Khimji Ramdas Group started as a trade-based family business in Oman in 1870 and is now a diversified conglomerate working with more than 400 global brands. In the second of this four-part series of case studies, Zita Nikoletta Verbenyi reports on two governance challenges overcome by the Ramdas family.

Khimji Ramdas Group started as a trade-based family business in Oman in 1870 and is now a diversified conglomerate working with more than 400 global brands. In the second of this four-part series of case studies, Zita Nikoletta Verbenyi reports on two governance challenges overcome by the Ramdas family.

The Khimji Ramdas Group (KR) is a multigenerational family conglomerate established in 1870 in the Sultanate of Oman after the patriarch, Ramdas Thackersey, along with his son Khimji Ramdas moved to the Sultanate from Mandvi, Kutch a coastal town in Gujarat, India.The family immigrated to Oman as it used to trade using its own ships between Africa and India - Oman was used as a hub.

The family-run group fast became one of the country’s largest and most respected conglomerates with multinational operations trusted by more than 400 global brands and leadership positions in the consumer, infrastructure, and industrial sectors. The family business is headquartered in Muscat and has diversified operations in four strategic groups: consumer products, infrastructure, lifestyle, and projects and logistics.

The Khimji family has worked with at least five Sultans in the past, the current Sultan, Qaboos bin Said, is already in the ninth generation and has been in charge for 45 years leading through the country’s renaissance period which has seen a huge development of ground-breaking infrastructure projects and education. The Khimji family has benefitted immensely by the stability the country provided.

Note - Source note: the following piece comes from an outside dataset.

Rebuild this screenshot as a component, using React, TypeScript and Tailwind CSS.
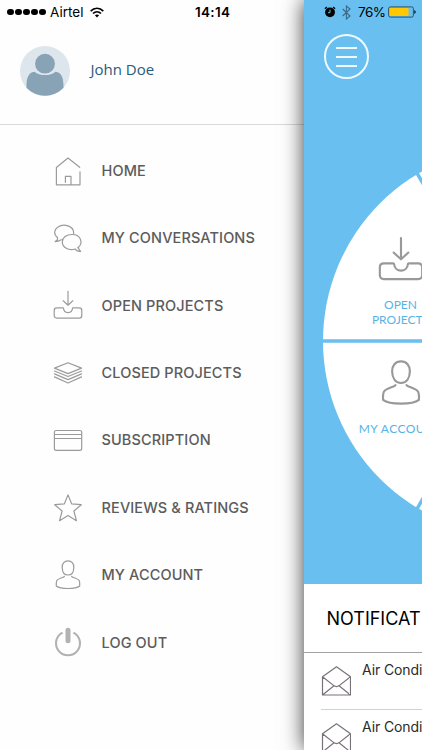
import type { ReactNode } from "react";

// ─── Icons ────────────────────────────────────────────────────────────────────

function Glyph({
  children,
  className = "size-[30px]",
  weight = 1.2,
}: {
  children: ReactNode;
  className?: string;
  weight?: number;
}) {
  return (
    <svg
      viewBox="0 0 30 30"
      className={`shrink-0 ${className}`}
      fill="none"
      stroke="currentColor"
      strokeWidth={weight}
      strokeLinecap="round"
      strokeLinejoin="round"
    >
      {children}
    </svg>
  );
}

const InboxPaths = () => (
  <>
    <path d="M15 1.3V15M10.2 10.8L15 15.2L19.8 10.8" />
    <path d="M10.5 18.3C10.8 24 19.2 24 19.5 18.3C19.5 18 19.8 17.9 20.2 17.9H26.2Q28.8 17.9 28.8 20.5V25.5Q28.8 28.1 26.2 28.1H3.8Q1.2 28.1 1.2 25.5V20.5Q1.2 17.9 3.8 17.9H9.8C10.2 17.9 10.5 18 10.5 18.3Z" />
  </>
);

const PersonPaths = () => (
  <>
    <path d="M15 .9C18.6 .9 20.9 3.6 20.8 7.4C20.7 11.7 18.7 15 15 15C11.3 15 9.3 11.7 9.2 7.4C9.1 3.6 11.4 .9 15 .9Z" />
    <path d="M11.4 16.3C11.2 17.6 4.2 18.4 3.6 21.2C3.2 22.7 3.2 24.3 3.3 26C7.5 29.3 22.5 29.3 26.7 26C26.8 24.3 26.8 22.7 26.4 21.2C25.8 18.4 18.8 17.6 18.6 16.3" />
  </>
);

const MENU: { label: string; icon: ReactNode }[] = [
  {
    label: "HOME",
    icon: <path d="M26.7 11.3L15 2L3.4 11.5V28.8H27V15.8M12.4 26.3V20.3H18V28.6" />,
  },
  {
    label: "MY CONVERSATIONS",
    icon: (
      <>
        <path d="M4.6 14.8C.4 11.5 1 6.5 4.6 4.2C11 -.2 20.6 3.2 20.6 9.5V10.5M4.6 14.8L4.3 17L2.2 18.6C4.5 18.6 6.4 17.9 8.2 16.7" />
        <path d="M24.8 24.8C30.5 20.4 28.2 11.5 19.2 11.5C13.4 11.5 9.3 14.6 9.3 19C9.3 24.5 15.5 27.8 22 26C23.7 27.8 25.5 28.7 27.6 28.3C26.3 27.4 25.5 26.3 25.5 24.3" />
      </>
    ),
  },
  { label: "OPEN PROJECTS", icon: <InboxPaths /> },
  {
    label: "CLOSED PROJECTS",
    icon: (
      <path d="M15 4.8L28.5 10.1L15 15.6L1.5 10.1ZM1.5 13L15 18.5L28.5 13M1.5 15.9L15 21.6L28.5 15.9M1.5 18.9L15 25L28.5 18.9" />
    ),
  },
  {
    label: "SUBSCRIPTION",
    icon: (
      <>
        <rect x="1.4" y="5.5" width="27.3" height="19.8" rx="1.9" />
        <path d="M1.5 9.5H28.5M1.5 13.5H28.5" />
      </>
    ),
  },
  {
    label: "REVIEWS & RATINGS",
    icon: (
      <path d="M15 1.9L18.6 10.8L28.3 11.7L20.9 18L23.4 27.7L15 22.5L6.6 27.7L9.1 18L1.7 11.7L11.4 10.8Z" />
    ),
  },
  { label: "MY ACCOUNT", icon: <PersonPaths /> },
  {
    label: "LOG OUT",
    icon: (
      <>
        <path d="M9.6 5.6A12 12 0 1 0 20.4 5.6" strokeWidth="2.1" strokeLinecap="butt" />
        <path d="M15 3.3V13.7" strokeWidth="5" />
      </>
    ),
  },
];

function Wifi() {
  return (
    <svg viewBox="0 0 14 11" className="ml-[6px] h-[11px] w-[14px]" fill="none" stroke="#000" strokeWidth="1.7">
      <path d="M.7 4.1C4.3.3 9.7.3 13.3 4.1M3 6.5C5.3 4.2 8.7 4.2 11 6.5" />
      <path d="M7 10.4L4.9 8.3C6.1 7.2 7.9 7.2 9.1 8.3Z" fill="#000" stroke="none" />
    </svg>
  );
}

function Avatar() {
  return (
    <svg viewBox="0 0 50 50" className="size-[50px] shrink-0">
      <circle cx="25" cy="25" r="25" fill="#dde5ed" />
      <path
        d="M6.5 41.8C6.3 33 8 26 14.6 25.7C19 30.2 31 30.2 35.4 25.7C42 26 43.7 33 43.5 41.8C33.5 52.3 16.5 52.3 6.5 41.8Z"
        fill="#88a3b5"
      />
      <circle cx="25" cy="17.7" r="9.9" fill="#88a3b5" />
    </svg>
  );
}

function Envelope() {
  return (
    <svg
      viewBox="0 0 30 30"
      className="size-[30px] shrink-0"
      fill="none"
      stroke="#77727a"
      strokeWidth="1.2"
      strokeLinejoin="round"
    >
      <path d="M1.5 10.8L15.5 .8L29.5 10.8V29H1.5ZM1.5 10.8L12.8 19.6Q15.5 21.6 18.2 19.6L29.5 10.8M1.5 29L13 19.8M29.5 29L18 19.8" />
    </svg>
  );
}

// ─── Drawer ───────────────────────────────────────────────────────────────────

function Drawer() {
  return (
    <aside className="flex w-[304px] shrink-0 flex-col bg-[#fefefe]">
      <div className="flex h-6 items-center pl-[7px] text-black">
        <div className="flex gap-[1.4px]">
          {[0, 1, 2, 3, 4].map((i) => (
            <span key={i} className="size-[6.6px] rounded-full bg-black" />
          ))}
        </div>
        <span className="ml-[4.5px] w-[34px] text-[13.5px] whitespace-nowrap">Airtel</span>
        <Wifi />
        <span className="ml-[91px] text-[13.5px] font-semibold tracking-[0.3px]">14:14</span>
      </div>

      <div className="flex h-[101px] items-start border-b border-[#d9d9d9] pt-[22px] pl-[19.5px]">
        <Avatar />
        <span className="mt-[11px] ml-[21px] font-['Open_Sans','Noto_Sans',sans-serif] text-[15px] leading-6 text-[#2b5a78]">
          John Doe
        </span>
      </div>

      <nav className="flex flex-col pt-3">
        {MENU.map((item) => (
          <a key={item.label} className="flex h-[67.4px] items-center pl-[53px]">
            <Glyph className={item.label === "LOG OUT" ? "size-[30px] text-[#b2b2b2]" : "size-[30px] text-[#9b9b9b]"}>
              {item.icon}
            </Glyph>
            <span className="ml-[18.5px] text-[14.5px] font-[550] tracking-[0.12px] whitespace-nowrap text-[#5c5c5c]">
              {item.label}
            </span>
          </a>
        ))}
      </nav>
    </aside>
  );
}

// ─── Dashboard ────────────────────────────────────────────────────────────────

function StatusIcons() {
  return (
    <div className="flex h-6 items-center pl-5 text-black">
      <svg viewBox="0 0 12 12" className="size-3 shrink-0">
        <circle cx="6" cy="6.3" r="4.9" />
        <path d="M.9 2.8L2.9 1.1M11.1 2.8L9.1 1.1" stroke="#000" strokeWidth="1.3" />
        <path d="M6 3.6V6.7H4" stroke="#69bff0" strokeWidth="1" fill="none" />
      </svg>
      <svg
        viewBox="0 0 9 15"
        className="ml-1.5 h-[15px] w-[9px] shrink-0"
        fill="none"
        stroke="#3a6b88"
        strokeWidth="1.1"
      >
        <path d="M.7 4L8 11L4.4 14V1L8 4L.7 11" />
      </svg>
      <span className="ml-[7px] w-[27px] text-[13.5px] tracking-[-0.5px] whitespace-nowrap">76%</span>
      <svg viewBox="0 0 28 12" className="ml-[3px] h-3 w-7 shrink-0">
        <rect x=".6" y=".9" width="24.8" height="10.2" rx="1.8" fill="none" stroke="#28475a" strokeWidth=".9" />
        <rect x="1.6" y="1.9" width="19" height="8.2" rx=".8" fill="#ffc800" />
        <path d="M26.4 4.1Q29 6 26.4 7.9Z" />
      </svg>
    </div>
  );
}

function Wheel() {
  return (
    <svg viewBox="0 0 118 584" className="absolute inset-0 h-[584px] w-[118px]">
      <circle cx="213.7" cy="341" r="194.7" fill="#fff" />
      <path d="M0 341H214M210 341L96.5 144.5M210 341L96.5 537.5" stroke="#69bff0" strokeWidth="3.5" />
    </svg>
  );
}

function Dashboard() {
  return (
    <main className="relative flex w-[118px] shrink-0 flex-col bg-white shadow-[0_0_20px_0_rgba(0,0,0,0.78)]">
      <section className="relative h-[584px] shrink-0 overflow-hidden bg-[#69bff0]">
        <Wheel />
        <div className="relative flex flex-col">
          <StatusIcons />
          <button className="mt-2.5 ml-5 flex size-[45px] flex-col items-center justify-center gap-[7px] rounded-full border-2 border-white/90">
            <span className="h-[2px] w-[21px] bg-white/90" />
            <span className="h-[2px] w-[21px] bg-white/90" />
            <span className="h-[2px] w-[21px] bg-white/90" />
          </button>

          <div className="mt-[157px] ml-[46.5px] flex h-[107px] w-[100px] flex-col items-center text-[#999999]">
            <Glyph className="size-[46px]" weight={1.4}>
              <InboxPaths />
            </Glyph>
            <p className="mt-[15px] text-center font-['Lato',sans-serif] text-[12px] leading-[15px] text-[#57b3e6]">
              OPEN
              <br />
              PROJECTS
            </p>
          </div>

          <div className="mt-[17px] ml-[46.5px] flex w-[100px] flex-col items-center text-[#999999]">
            <Glyph className="size-[46px]" weight={1.4}>
              <PersonPaths />
            </Glyph>
            <p className="mt-[15px] font-['Lato',sans-serif] text-[12px] leading-[15px] tracking-[0.45px] whitespace-nowrap text-[#57b3e6]">
              MY ACCOUNT
            </p>
          </div>
        </div>
      </section>

      <h2 className="flex h-[69px] shrink-0 items-center overflow-hidden border-b-[1.5px] border-[#a2a2a2] pl-[22.5px] text-[18px] whitespace-nowrap text-black">
        <span>NOTIFICAT</span>
      </h2>

      <ul className="overflow-hidden">
        {[0, 1].map((i) => (
          <li key={i} className="ml-[17px] flex h-[56.5px] items-start border-b border-[#d2d2d2]">
            <div className="pt-[13px]">
              <Envelope />
            </div>
            <span className="ml-[11px] pt-[7px] text-[14px] leading-5 tracking-[-0.1px] whitespace-nowrap text-[#2b2b2b]">
              Air Condi
            </span>
          </li>
        ))}
      </ul>
    </main>
  );
}

export default function App() {
  return (
    <div className="flex h-[750px] w-[422px] overflow-hidden bg-white font-['Inter','Liberation_Sans',sans-serif]">
      <Drawer />
      <Dashboard />
    </div>
  );
}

The family is highly conscious of the importance of “giving back”, and have been active philanthropists for more than 60 years both in Oman and in India. They run three schools in Gujarat, including a boarding school for girls and in Oman the family is engaged with non-government organisations, government bodies, and directly supporting people in education, early interventions, and individuals with special needs.

Ownership, board composition & non-family member employees

There are currently six shareholders within KR; three brothers from the fourth generation, Kanaksi Khimji, Anil Khimji, and Ajay Khimji, Kanaksi’s two sons, Pankaj Khimji and Nailesh Khimji, and Ajay Khimji's eldest son, Hritik Khimji. The split in between the shareholders is not even and is based on inheritance. The board has a non-family member, the group’s chief financial officer, and the plan for the next six months is to add two more board members to increase from six to eight board members.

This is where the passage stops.